Multilingual Support Automation

From use case: Multilingual Support Automation

Klarna, the Stockholm-based fintech and payments company, provides the most extensively documented case of multilingual support automation at scale. In February 2024, the company launched an AI assistant powered by large language model technology across 23 markets, supporting more than 35 languages. According to OpenAI's published case study, the assistant handled two-thirds of all customer service chats in its first month, equaling 2.3 million conversations, and achieved customer satisfaction scores on par with human agents while reducing repeat inquiries by 25%. Klarna reported significant improvements in communication with immigrant and expatriate communities across all markets due to the language support capabilities. However, by 2025, CEO Sebastian Siemiatkowski acknowledged to Bloomberg that the cost-focused approach had resulted in lower quality for complex interactions, prompting the company to rehire human agents and adopt a hybrid model that pairs AI for routine multilingual queries with skilled human support for sensitive cases.

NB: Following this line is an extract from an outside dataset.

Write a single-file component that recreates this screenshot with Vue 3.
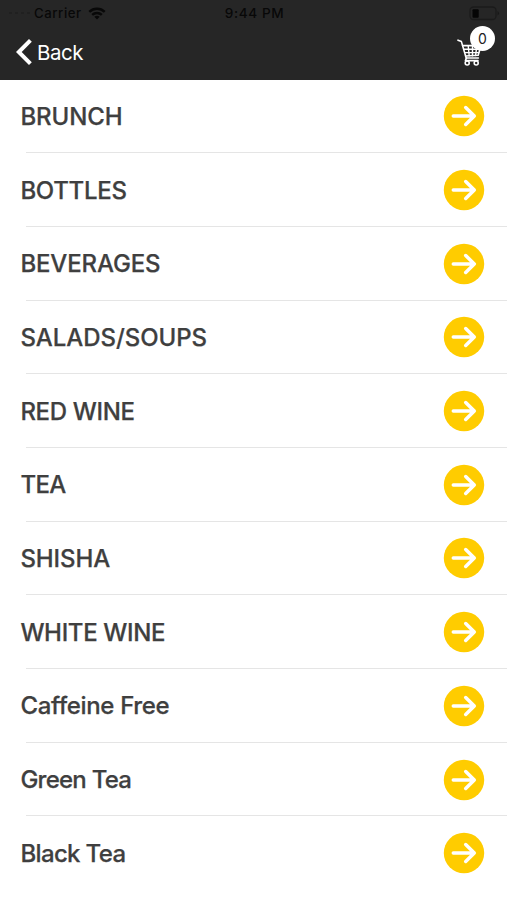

Jumia, the leading e-commerce marketplace operating across 11 African countries, implemented an AI-powered omnichannel platform to unify customer and seller support across 176 digital channels, including WhatsApp, TikTok, email, and live chat. According to a Sprinklr case study, the deployment consolidated more than 200 agents onto a single platform with multilingual capabilities spanning English, French, and Arabic. Between July and October 2023, first-response rates reached 94.46% within service-level agreements, the case resolution rate improved to 95.24%, and customer satisfaction scores rose by 76%. The company has announced plans to add real-time translation capabilities and conversational AI bots to further extend language coverage across its diverse African user base.